Кабесанг Анданг не унималась. Она не требует, чтобы сын восхищался монахами, вовсе нет, она сама их не любит. Она прекрасно знает, что на одного порядочного монаха приходится десять негодяев, которые обирают бедняков, а богатых отправляют в ссылку. Но все равно надо молчать, покоряться и терпеть — другого выхода нет. И она приводила в пример такого-то, который раньше был слугой у монахов и, хотя в душе ненавидел их, держался смиренно и почтительно, — глядишь, он стал прокурором, А другой их знакомый — теперь он богач и может делать все, что захочет. А все почему? Потому, что обзавелся кумом, который всегда заступится за него в суде. А кем он был? Всего только бедным пономарем, тише воды, ниже травы, да вот женился на хорошенькой девушке, и священник стал крестным его сына…
Кабесанг Анданг еще долго перечисляла покорных и терпеливых филиппинцев, а когда дошла до смутьянов, которых ссылают и подвергают всяким гонениям, Пласидо, придумав какой-то предлог, ушел из дому и отправился бродить по улицам.

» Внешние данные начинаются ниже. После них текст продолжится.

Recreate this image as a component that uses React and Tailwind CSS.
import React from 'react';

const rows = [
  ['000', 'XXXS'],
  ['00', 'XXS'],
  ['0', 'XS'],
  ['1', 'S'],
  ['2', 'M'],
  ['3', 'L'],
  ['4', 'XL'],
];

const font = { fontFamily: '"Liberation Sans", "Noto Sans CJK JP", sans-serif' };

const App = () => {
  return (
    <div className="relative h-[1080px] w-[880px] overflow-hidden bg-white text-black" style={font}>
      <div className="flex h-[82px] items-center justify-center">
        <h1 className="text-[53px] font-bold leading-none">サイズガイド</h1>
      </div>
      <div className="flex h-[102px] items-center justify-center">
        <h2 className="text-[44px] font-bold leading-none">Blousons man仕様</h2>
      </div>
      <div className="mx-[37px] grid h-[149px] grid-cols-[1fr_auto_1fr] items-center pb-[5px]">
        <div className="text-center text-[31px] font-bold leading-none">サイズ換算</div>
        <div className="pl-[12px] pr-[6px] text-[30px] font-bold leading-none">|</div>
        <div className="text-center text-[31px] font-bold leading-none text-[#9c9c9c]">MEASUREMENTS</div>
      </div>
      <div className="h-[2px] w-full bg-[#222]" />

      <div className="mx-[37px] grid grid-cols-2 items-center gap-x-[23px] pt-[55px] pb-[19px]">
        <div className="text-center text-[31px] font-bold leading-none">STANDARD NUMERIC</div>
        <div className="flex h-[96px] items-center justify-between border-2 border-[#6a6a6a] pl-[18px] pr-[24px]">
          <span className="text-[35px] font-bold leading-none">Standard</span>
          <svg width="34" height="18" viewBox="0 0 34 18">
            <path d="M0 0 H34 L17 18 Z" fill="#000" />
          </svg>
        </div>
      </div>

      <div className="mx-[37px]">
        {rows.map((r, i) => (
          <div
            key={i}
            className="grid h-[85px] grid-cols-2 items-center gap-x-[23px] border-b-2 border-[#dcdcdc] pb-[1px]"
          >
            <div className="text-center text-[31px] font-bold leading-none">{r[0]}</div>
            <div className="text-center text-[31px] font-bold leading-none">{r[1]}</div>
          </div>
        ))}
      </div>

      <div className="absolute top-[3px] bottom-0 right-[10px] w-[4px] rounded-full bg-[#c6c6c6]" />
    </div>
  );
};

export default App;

Задумчивый, хмурый, шагал он по улицам Сибаконг, Тондо, Святого Николая, Христа Спасителя, не замечая палящего солнца и забыв о времени. Только когда почувствовал голод и сообразил, что все его деньги истрачены на празднества и пожертвования, он повернул домой. Пласидо надеялся, что не застанет матери, — она, приезжая в Манилу, обычно уходила в эти часы играть в пангинги. Но Кабесанг Анданг ждала его, чтобы сообщить свой план: она хочет обратиться к эконому августинского монастыря, не поможет ли он ее сыну снискать расположение доминиканцев. Пласидо, махнув рукой, прервал ее.
— Лучше уж я утоплюсь в море, — заявил он, — лучше пойду в тулисаны, а в университет не вернусь!

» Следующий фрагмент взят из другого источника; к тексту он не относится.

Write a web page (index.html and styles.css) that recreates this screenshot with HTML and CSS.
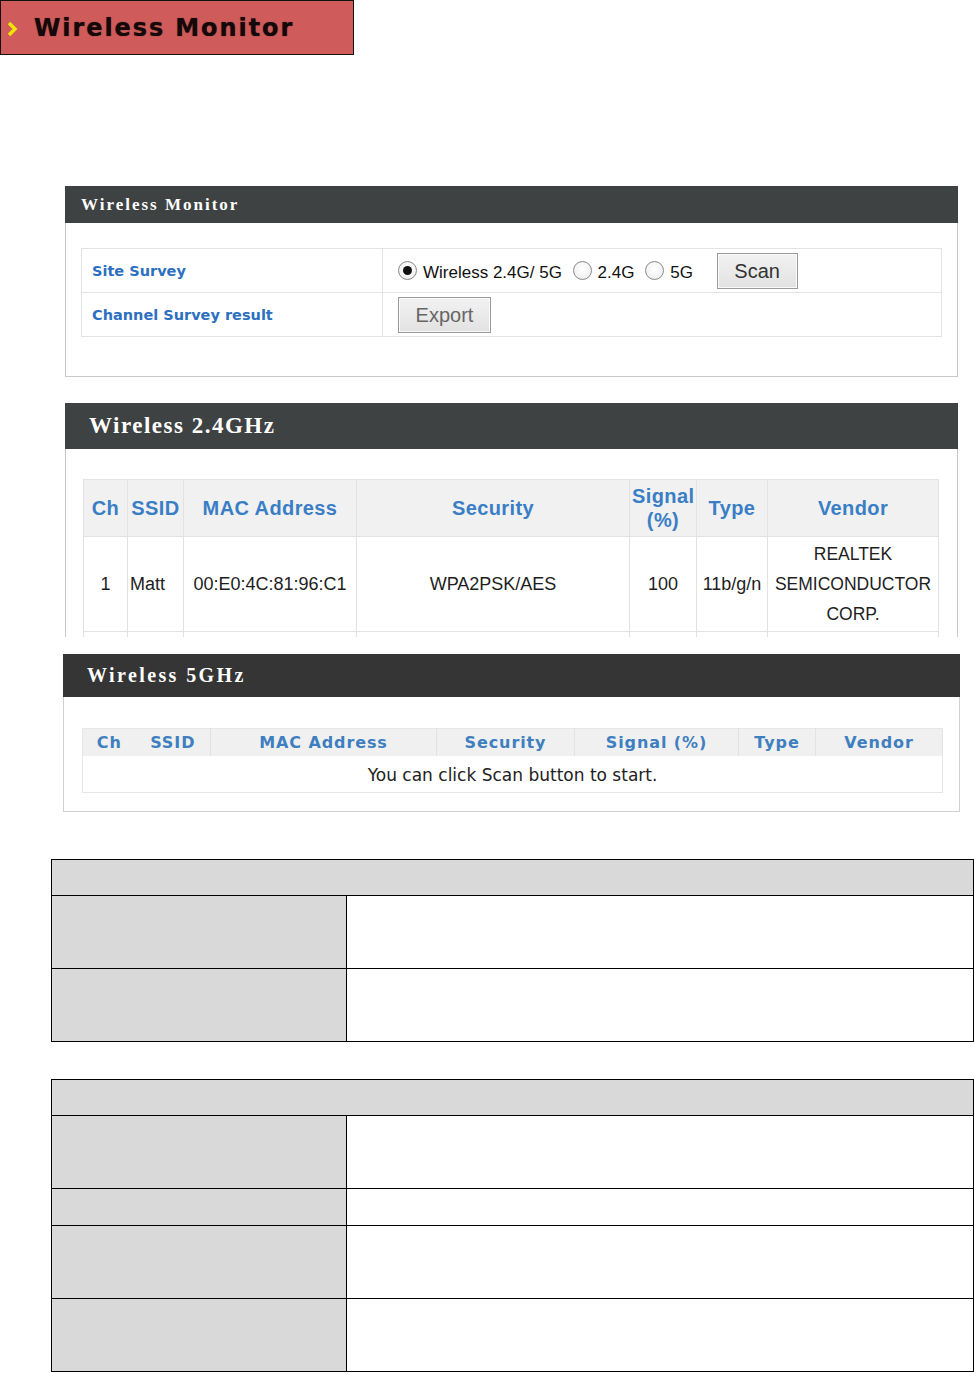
FILE: index.html
```html
<!DOCTYPE html>
<html>
<head>
<meta charset="utf-8">
<link rel="stylesheet" href="styles.css">
</head>
<body>
<div class="banner">
  <svg class="chev" width="12" height="16" viewBox="0 0 12 16"><polyline points="3,2 9,8 3,14" fill="none" stroke="#f2e400" stroke-width="3.4"/></svg>
  <span class="banner-text">Wireless Monitor</span>
</div>

<div class="panel p1">
  <div class="panel-head h1">Wireless Monitor</div>
  <div class="panel-body b1">
    <table class="survey">
      <colgroup><col class="c-label"><col></colgroup>
      <tr>
        <td class="lbl">Site Survey</td>
        <td class="ctl">
          <span class="radio on"></span><span class="rtext">Wireless 2.4G/ 5G</span>
          <span class="radio"></span><span class="rtext">2.4G</span>
          <span class="radio"></span><span class="rtext">5G</span>
          <span class="btn scan">Scan</span>
        </td>
      </tr>
      <tr>
        <td class="lbl">Channel Survey result</td>
        <td class="ctl"><span class="btn export">Export</span></td>
      </tr>
    </table>
  </div>
</div>

<div class="panel p2">
  <div class="panel-head h2">Wireless 2.4GHz</div>
  <div class="panel-body b2">
    <table class="scan24">
      <colgroup>
        <col style="width:44px"><col style="width:56px"><col style="width:173px"><col style="width:273px"><col style="width:67px"><col style="width:71px"><col style="width:171px">
      </colgroup>
      <tr class="hd">
        <th>Ch</th><th>SSID</th><th>MAC Address</th><th>Security</th><th>Signal<br>(%)</th><th>Type</th><th>Vendor</th>
      </tr>
      <tr class="row">
        <td>1</td><td class="left">Matt</td><td>00:E0:4C:81:96:C1</td><td>WPA2PSK/AES</td><td>100</td><td>11b/g/n</td><td class="vendor">REALTEK SEMICONDUCTOR CORP.</td>
      </tr>
      <tr class="row2">
        <td></td><td></td><td></td><td></td><td></td><td></td><td></td>
      </tr>
    </table>
  </div>
</div>

<div class="panel p3">
  <div class="panel-head h3">Wireless 5GHz</div>
  <div class="panel-body b3">
    <table class="scan5">
      <colgroup>
        <col style="width:53px"><col style="width:75px"><col style="width:226px"><col style="width:138px"><col style="width:164px"><col style="width:77px"><col style="width:127px">
      </colgroup>
      <tr class="hd">
        <th class="nb">Ch</th><th class="nb">SSID</th><th>MAC Address</th><th>Security</th><th>Signal (%)</th><th>Type</th><th>Vendor</th>
      </tr>
      <tr class="row">
        <td colspan="7">You can click Scan button to start.</td>
      </tr>
    </table>
  </div>
</div>

<table class="doc doc-a">
  <colgroup><col class="ck"><col></colgroup>
  <tr class="dh"><td colspan="2"></td></tr>
  <tr class="tall"><td class="k"></td><td class="v"></td></tr>
  <tr class="tall"><td class="k"></td><td class="v"></td></tr>
</table>

<table class="doc doc-b">
  <colgroup><col class="ck"><col></colgroup>
  <tr class="dh"><td colspan="2"></td></tr>
  <tr class="tall"><td class="k"></td><td class="v"></td></tr>
  <tr class="short"><td class="k"></td><td class="v"></td></tr>
  <tr class="tall"><td class="k"></td><td class="v"></td></tr>
  <tr class="tall"><td class="k"></td><td class="v"></td></tr>
</table>
</body>
</html>
```

FILE: styles.css
```css
* { box-sizing: border-box; }
html, body { margin: 0; padding: 0; background: #fff; }
body { width: 974px; font-family: "Liberation Sans", Arial, sans-serif; }

.banner {
  width: 354px;
  height: 55px;
  border: 1px solid #111;
  background: #cf5b5b;
  display: flex;
  align-items: center;
}
.chev { margin-left: 5px; margin-top: 2px; }
.banner-text {
  margin-left: 16px;
  margin-top: 1px;
  font-family: "DejaVu Sans", Verdana, sans-serif;
  font-weight: bold;
  font-size: 24px;
  letter-spacing: 1.9px;
  color: #150808;
  text-shadow: 0 0 1px rgba(0,0,0,0.6);
}

.panel-head {
  background: #3f4243;
  color: #fff;
  font-family: "Liberation Serif", "Times New Roman", serif;
  font-weight: bold;
  display: flex;
  align-items: center;
}
.panel-body {
  border: 1px solid #c9c9c9;
  border-top: 0;
  background: #fff;
}

.p1 { margin: 131px 0 0 65px; width: 893px; }
.h1 { height: 37px; font-size: 17px; letter-spacing: 2px; padding-left: 16px; }
.b1 { padding: 25px 15px 39px 15px; }

.survey { width: 100%; border-collapse: collapse; }
.survey td { border: 1px solid #e3e3e3; height: 44px; padding: 0; }
.c-label { width: 301px; }
.lbl {
  font-family: "DejaVu Sans", Verdana, sans-serif;
  font-weight: bold;
  font-size: 14.5px;
  color: #2d6fc0;
  padding-left: 10px !important;
}
.ctl { padding-left: 15px !important; white-space: nowrap; font-size: 17px; color: #111; }
.radio {
  display: inline-block;
  width: 19px; height: 19px;
  border: 1px solid #8a8a8a;
  border-radius: 50%;
  background: radial-gradient(circle at 50% 40%, #ffffff 0%, #f1f1f1 70%, #dcdcdc 100%);
  vertical-align: -2px;
  position: relative;
  margin-right: 6px;
}
.radio.on::after {
  content: "";
  position: absolute;
  left: 4px; top: 4px;
  width: 9px; height: 9px;
  border-radius: 50%;
  background: #111;
}
.rtext { margin-right: 6px; }
.btn {
  display: inline-block;
  border: 1px solid #9a9a9a;
  background: linear-gradient(#f2f2f2, #e2e2e2);
  font-size: 20px;
  text-align: center;
  box-shadow: inset 0 0 0 1px #fafafa;
}
.scan { width: 81px; height: 36px; line-height: 34px; color: #333; margin-left: 13px; }
.export { width: 93px; height: 36px; line-height: 34px; color: #666; }

.p2 { margin: 26px 0 0 65px; width: 893px; }
.h2 { height: 46px; font-size: 23px; letter-spacing: 1.5px; padding-left: 24px; }
.b2 { height: 188px; overflow: hidden; border-bottom: 0; padding: 30px 19px 0 17px; }
.scan24 { border-collapse: collapse; table-layout: fixed; width: 855px; }
.scan24 th, .scan24 td { border: 1px solid #e2e2e2; padding: 0 2px; text-align: center; }
.scan24 .hd th {
  height: 57px;
  background: #f1f1f1;
  color: #3a7ec6;
  font-size: 20px;
  letter-spacing: 0.4px;
  line-height: 24px;
  font-weight: bold;
}
.scan24 .row td { height: 95px; font-size: 18px; color: #1e1e1e; white-space: nowrap; }
.scan24 .row td.left { text-align: left; }
.scan24 .row td.vendor { white-space: normal; font-size: 17.5px; line-height: 30px; padding: 0; }
.scan24 .row2 td { height: 40px; }

.p3 { margin: 17px 0 0 63px; width: 897px; }
.h3 { height: 43px; font-size: 20px; letter-spacing: 2.4px; padding-left: 24px; background: #353535; }
.b3 { padding: 31px 17px 18px 18px; border-color: #d0d0d0; }
.scan5 { border-collapse: collapse; table-layout: fixed; width: 860px; border: 1px solid #e6e6e6; }
.scan5 th {
  height: 27px;
  background: #f0f0f0;
  border-left: 1px solid #e2e2e2;
  font-family: "DejaVu Sans", Verdana, sans-serif;
  font-size: 16px;
  letter-spacing: 0.9px;
  font-weight: bold;
  color: #3f7fc0;
  padding: 0;
}
.scan5 th.nb { border-left: 0; }
.scan5 td {
  height: 37px;
  text-align: center;
  font-family: "DejaVu Sans", Verdana, sans-serif;
  font-size: 17px;
  color: #222;
  padding: 3px 0 0 0;
}

.doc {
  border-collapse: collapse;
  table-layout: fixed;
  width: 923px;
  margin-left: 51px;
}
.doc .ck { width: 295px; }
.doc td { border: 1px solid #000; padding: 0; }
.doc-a { margin-top: 47px; }
.doc-b { margin-top: 37px; }
.doc .dh td { height: 36px; background: #d9d9d9; }
.doc .tall td { height: 73px; }
.doc .short td { height: 37px; }
.doc td.k { background: #d9d9d9; }
.doc td.v { background: #fff; }
```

Но мать снова принялась читать ему проповедь о терпении и покорности, и Пласидо, так ничего и не поев, ушел опять. На сей раз он отправился в гавань.
Он увидел пароход, отплывающий в Гонконг, и ему вдруг захотелось бежать в этот город, разбогатеть там и начать борьбу с монахами. Ему вспомнилась история, связанная с Гонконгом, история об алтарных украшениях, подсвечниках и канделябрах из чистого серебра — подношении набожной паствы в приходскую церковь. Как рассказывал один ювелир, монахи заказали в Гонконге другие точно такие же алтарные украшения, подсвечники и канделябры, но из поддельного серебра, а дар прихожан отдали переплавить и превратить в мексиканские песо. Это были всего лишь слухи, передавали их друг другу шепотом, но озлобленному Пласидо они показались теперь вполне правдоподобными и напомнили другие схожие рассказы.

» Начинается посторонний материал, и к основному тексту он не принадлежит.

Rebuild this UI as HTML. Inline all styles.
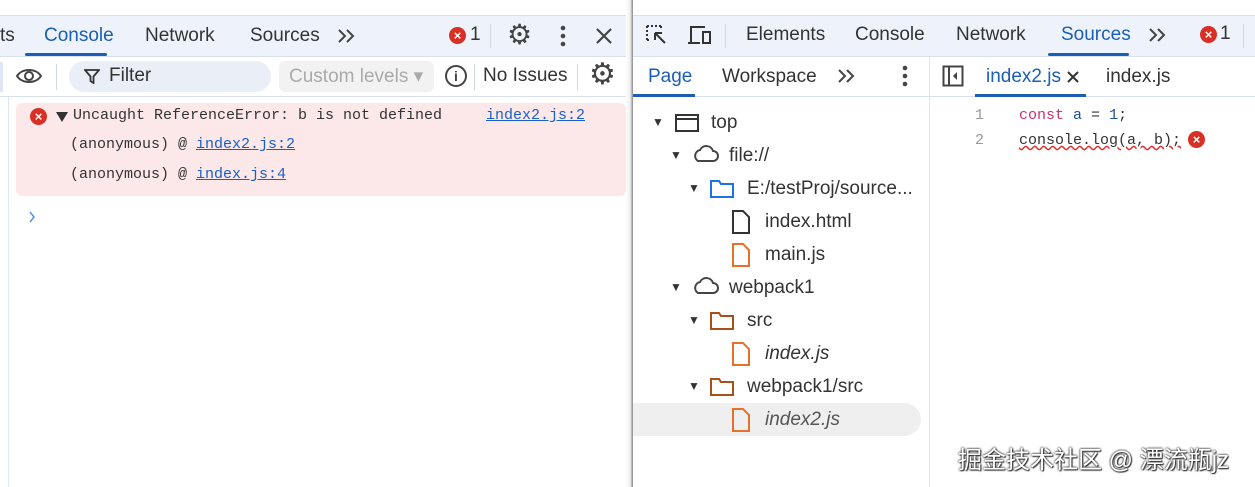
<!DOCTYPE html><html><head><style>
*{margin:0;padding:0;box-sizing:border-box}
body{width:1255px;height:487px;background:#fff;position:relative;overflow:hidden;font-family:"Liberation Sans","Noto Sans CJK SC",sans-serif;color:#333}
.a{position:absolute;white-space:nowrap}
.t{font-size:19px;color:#333}
.blue{color:#1a5fb4}
.mono{font-family:"Liberation Mono",monospace;font-size:15px;color:#333}
.lnk{color:#1a5fc8;text-decoration:underline}
</style></head><body>
<div class="a" style="left:0;top:15px;width:626px;height:42px;background:#eef3fb;border-top:1px solid #d8e0ee;border-bottom:1px solid #d8e0ee"></div>
<div class="a" style="left:633px;top:15px;width:622px;height:42px;background:#eef3fb;border-top:1px solid #d8e0ee;border-bottom:1px solid #d8e0ee"></div>
<div class="a" style="left:0;top:57px;width:626px;height:40px;background:#fff;border-bottom:1px solid #d8e0ee"></div>
<div class="a" style="left:633px;top:57px;width:622px;height:40px;border-bottom:1px solid #d8e0ee"></div>
<div class="a" style="left:626px;top:0;width:7px;height:487px;background:linear-gradient(90deg,#fff,#eee 60%,#888)"></div>
<!-- left tabs -->
<div class="a t" style="left:0;top:25px">ts</div>
<div class="a t blue" style="left:44px;top:25px">Console</div>
<div class="a" style="left:25px;top:53px;width:82px;height:3px;background:#1a5fb4;border-radius:2px"></div>
<div class="a t" style="left:145px;top:25px">Network</div>
<div class="a t" style="left:250px;top:25px">Sources</div>
<svg class="a" style="left:337px;top:28px" width="20" height="16"><path d="M2 2l6 6-6 6M10 2l6 6-6 6" fill="none" stroke="#444" stroke-width="2"/></svg>
<div class="a" style="left:449px;top:27px;width:17px;height:17px;border-radius:50%;background:#d93025;color:#fff;font-size:13px;text-align:center;line-height:17px;font-weight:bold">×</div>
<div class="a t" style="left:470px;top:24px">1</div>
<div class="a" style="left:490px;top:24px;width:1px;height:24px;background:#d0d7e3"></div>
<div class="a" style="left:507px;top:18px;font-size:28px;color:#444">⚙</div>
<svg class="a" style="left:559px;top:25px" width="8" height="22"><circle cx="4" cy="3" r="2.3" fill="#444"/><circle cx="4" cy="11" r="2.3" fill="#444"/><circle cx="4" cy="19" r="2.3" fill="#444"/></svg>
<svg class="a" style="left:595px;top:27px" width="18" height="18"><path d="M2 2l14 14M16 2L2 16" stroke="#444" stroke-width="2.2"/></svg>
<!-- left toolbar -->
<div class="a" style="left:0;top:62px;width:3px;height:30px;background:#dfe6f2"></div>
<svg class="a" style="left:15px;top:66px" width="28" height="20" viewBox="0 0 28 20"><path d="M2 10C7 2 21 2 26 10C21 18 7 18 2 10Z" fill="none" stroke="#444" stroke-width="2"/><circle cx="14" cy="10" r="4" fill="none" stroke="#444" stroke-width="2"/></svg>
<div class="a" style="left:56px;top:64px;width:1px;height:26px;background:#d0d7e3"></div>
<div class="a" style="left:69px;top:61px;width:202px;height:31px;border-radius:16px;background:#e9eef7"></div>
<svg class="a" style="left:84px;top:68px" width="16" height="16" viewBox="0 0 16 16"><path d="M1 2H15L9.5 8.5V15L6.5 13V8.5Z" fill="none" stroke="#333" stroke-width="1.8"/></svg>
<div class="a t" style="left:109px;top:65px">Filter</div>
<div class="a" style="left:279px;top:61px;width:155px;height:31px;border-radius:6px;background:#f2f2f2"></div>
<div class="a t" style="left:289px;top:65px;color:#aaa">Custom levels ▾</div>
<div class="a" style="left:445px;top:65px;width:22px;height:22px;border:2px solid #444;border-radius:50%;text-align:center;font-size:14px;line-height:18px;font-weight:bold;color:#444">i</div>
<div class="a" style="left:474px;top:64px;width:1px;height:26px;background:#d0d7e3"></div>
<div class="a t" style="left:483px;top:65px">No Issues</div>
<div class="a" style="left:577px;top:64px;width:1px;height:26px;background:#d0d7e3"></div>
<div class="a" style="left:589px;top:57px;font-size:30px;color:#444">⚙</div>
<!-- console -->
<div class="a" style="left:8px;top:97px;width:1px;height:390px;background:#dfe6f2"></div>
<div class="a" style="left:16px;top:103px;width:610px;height:93px;background:#fce8e8;border-radius:6px"></div>
<div class="a" style="left:30px;top:108px;width:17px;height:17px;border-radius:50%;background:#d93025;color:#fff;font-size:13px;text-align:center;line-height:17px;font-weight:bold">×</div>
<svg class="a" style="left:56px;top:112px" width="12" height="10"><path d="M0 0h12L6 10z" fill="#333"/></svg>
<div class="a mono" style="left:73px;top:107px">Uncaught ReferenceError: b is not defined</div>
<div class="a mono lnk" style="left:486px;top:107px">index2.js:2</div>
<div class="a mono" style="left:70px;top:136px">(anonymous) @ <span class="lnk">index2.js:2</span></div>
<div class="a mono" style="left:70px;top:166px">(anonymous) @ <span class="lnk">index.js:4</span></div>
<svg class="a" style="left:28px;top:210px" width="8" height="14"><path d="M2 2l4 5-4 5" fill="none" stroke="#5b8ee6" stroke-width="1.5"/></svg>
<!-- right tabs -->
<svg class="a" style="left:645px;top:24px" width="24" height="22" viewBox="0 0 24 22"><path d="M2 2h14M2 2v14M2 16h4M16 2v4" fill="none" stroke="#333" stroke-width="2" stroke-dasharray="2 2"/><path d="M10 9l10 10M10 9v7M10 9h7" fill="none" stroke="#333" stroke-width="2"/></svg>
<svg class="a" style="left:687px;top:24px" width="26" height="22" viewBox="0 0 26 22"><path d="M4 18V3h14M1 19h12" fill="none" stroke="#333" stroke-width="2"/><rect x="16" y="8" width="7" height="11" fill="none" stroke="#333" stroke-width="2"/></svg>
<div class="a" style="left:725px;top:24px;width:1px;height:24px;background:#d0d7e3"></div>
<div class="a t" style="left:746px;top:24px">Elements</div>
<div class="a t" style="left:855px;top:24px">Console</div>
<div class="a t" style="left:956px;top:24px">Network</div>
<div class="a t blue" style="left:1061px;top:24px">Sources</div>
<div class="a" style="left:1048px;top:53px;width:81px;height:3px;background:#1a5fb4;border-radius:2px"></div>
<svg class="a" style="left:1148px;top:27px" width="20" height="16"><path d="M2 2l6 6-6 6M10 2l6 6-6 6" fill="none" stroke="#444" stroke-width="2"/></svg>
<div class="a" style="left:1200px;top:26px;width:17px;height:17px;border-radius:50%;background:#d93025;color:#fff;font-size:13px;text-align:center;line-height:17px;font-weight:bold">×</div>
<div class="a t" style="left:1220px;top:23px">1</div>
<div class="a" style="left:1243px;top:24px;width:1px;height:24px;background:#d0d7e3"></div>
<!-- right row 2 -->
<div class="a t blue" style="left:648px;top:66px">Page</div>
<div class="a" style="left:633px;top:94px;width:62px;height:3px;background:#1a5fb4"></div>
<div class="a t" style="left:722px;top:66px">Workspace</div>
<svg class="a" style="left:837px;top:68px" width="20" height="16"><path d="M2 2l6 6-6 6M10 2l6 6-6 6" fill="none" stroke="#444" stroke-width="2"/></svg>
<svg class="a" style="left:901px;top:65px" width="8" height="22"><circle cx="4" cy="3" r="2.3" fill="#444"/><circle cx="4" cy="11" r="2.3" fill="#444"/><circle cx="4" cy="19" r="2.3" fill="#444"/></svg>
<div class="a" style="left:929px;top:57px;width:1px;height:430px;background:#e3e8f0"></div>
<svg class="a" style="left:942px;top:65px" width="22" height="22" viewBox="0 0 22 22"><rect x="1.5" y="1.5" width="19" height="19" fill="none" stroke="#444" stroke-width="2"/><path d="M7 2v18" stroke="#444" stroke-width="2"/><path d="M15 7l-4 4 4 4z" fill="#444"/></svg>
<div class="a t blue" style="left:986px;top:66px">index2.js</div>
<svg class="a" style="left:1066px;top:70px" width="14" height="14"><path d="M2 2l10 10M12 2L2 12" stroke="#333" stroke-width="2"/></svg>
<div class="a" style="left:975px;top:94px;width:111px;height:3px;background:#1a5fb4"></div>
<div class="a t" style="left:1106px;top:66px">index.js</div>
<!-- code -->
<div class="a mono" style="left:975px;top:107px;color:#999">1</div>
<div class="a mono" style="left:975px;top:132px;color:#999">2</div>
<div class="a mono" style="left:1019px;top:107px"><span style="color:#c8336b">const</span> <span style="color:#1f4fa0">a</span> = <span style="color:#1f4fa0">1</span>;</div>
<div class="a mono" style="left:1019px;top:132px;text-decoration:underline wavy #e03030">console.log(a, b);</div>
<div class="a" style="left:1188px;top:131px;width:17px;height:17px;border-radius:50%;background:#d93025;color:#fff;font-size:13px;text-align:center;line-height:17px;font-weight:bold">×</div>
<!-- tree -->
<div class="a" style="left:633px;top:403px;width:288px;height:33px;background:#efefef;border-radius:0 17px 17px 0"></div>
<div class="a" style="left:652px;top:115px;font-size:12px">▼</div>
<svg class="a" style="left:674px;top:112px" width="26" height="22"><rect x="2" y="3" width="22" height="16" fill="none" stroke="#333" stroke-width="2"/><path d="M2 7h22" stroke="#333" stroke-width="2"/></svg>
<div class="a t" style="left:711px;top:112px">top</div>
<div class="a" style="left:670px;top:148px;font-size:12px">▼</div>
<svg class="a" style="left:691px;top:144px" width="28" height="20"><path d="M7 17h15a5 5 0 0 0 0-10a7 7 0 0 0-13-1a6 6 0 0 0-2 11z" fill="none" stroke="#444" stroke-width="2"/></svg>
<div class="a t" style="left:729px;top:145px">file://</div>
<div class="a" style="left:688px;top:181px;font-size:12px">▼</div>
<svg class="a" style="left:709px;top:177px" width="26" height="22"><path d="M2 4h8l2 3h12v13H2z" fill="none" stroke="#1a73e8" stroke-width="2"/></svg>
<div class="a t" style="left:747px;top:178px">E:/testProj/source...</div>
<svg class="a" style="left:731px;top:209px" width="20" height="26"><path d="M2 2h10l6 6v16H2z" fill="none" stroke="#333" stroke-width="2"/></svg>
<div class="a t" style="left:765px;top:211px">index.html</div>
<svg class="a" style="left:731px;top:242px" width="20" height="26"><path d="M2 2h10l6 6v16H2z" fill="none" stroke="#e8702a" stroke-width="2"/></svg>
<div class="a t" style="left:765px;top:244px">main.js</div>
<div class="a" style="left:670px;top:280px;font-size:12px">▼</div>
<svg class="a" style="left:691px;top:276px" width="28" height="20"><path d="M7 17h15a5 5 0 0 0 0-10a7 7 0 0 0-13-1a6 6 0 0 0-2 11z" fill="none" stroke="#444" stroke-width="2"/></svg>
<div class="a t" style="left:729px;top:277px">webpack1</div>
<div class="a" style="left:688px;top:313px;font-size:12px">▼</div>
<svg class="a" style="left:709px;top:309px" width="26" height="22"><path d="M2 4h8l2 3h12v13H2z" fill="none" stroke="#a8501a" stroke-width="2"/></svg>
<div class="a t" style="left:747px;top:310px">src</div>
<svg class="a" style="left:731px;top:341px" width="20" height="26"><path d="M2 2h10l6 6v16H2z" fill="none" stroke="#e8702a" stroke-width="2"/></svg>
<div class="a t" style="left:765px;top:343px;font-style:italic">index.js</div>
<div class="a" style="left:688px;top:379px;font-size:12px">▼</div>
<svg class="a" style="left:709px;top:375px" width="26" height="22"><path d="M2 4h8l2 3h12v13H2z" fill="none" stroke="#a8501a" stroke-width="2"/></svg>
<div class="a t" style="left:747px;top:376px">webpack1/src</div>
<svg class="a" style="left:731px;top:407px" width="20" height="26"><path d="M2 2h10l6 6v16H2z" fill="none" stroke="#e8702a" stroke-width="2"/></svg>
<div class="a t" style="left:765px;top:409px;font-style:italic;color:#555">index2.js</div>
<div class="a" style="left:958px;top:440px;font-size:24px;color:#fff;text-shadow:0 0 2px #333,0 0 2px #333,1px 1px 1px #333">掘金技术社区 @ 漂流瓶jz</div>
</body></html>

Стремление к свободе, желание отомстить обидчикам манили его в Гонконг. Если монашеские ордена переправляют туда все свои деньги, там, несомненно, процветает торговля и он сумеет разбогатеть.
— Хочу быть свободным, свободным!..
Сумерки застали Пласидо вблизи гавани, на улице святого Фернандо: потеряв надежду встретить знакомого моряка, он решил вернуться домой. Но вечер был такой дивный, луна так сияла в небе, превращая унылый город в царство фей, что Пласидо раздумал, ему захотелось еще погулять. Он пошел на ярмарку, долго бродил вдоль рядов, не обращая внимания на выставленные товары, погруженный в мечты о Гонконге, о свободной жизни, о богатстве…
Надо было все же возвращаться домой, но тут он услышал голос — голос ювелира Симоуна, который прощался с каким-то иностранцем; оба говорили по-английски. Для Пласидо любой язык, на котором разговаривали европейцы на Филиппинах, — разумеется, кроме испанского, — был английский. Вдруг он уловил слово «Гонконг».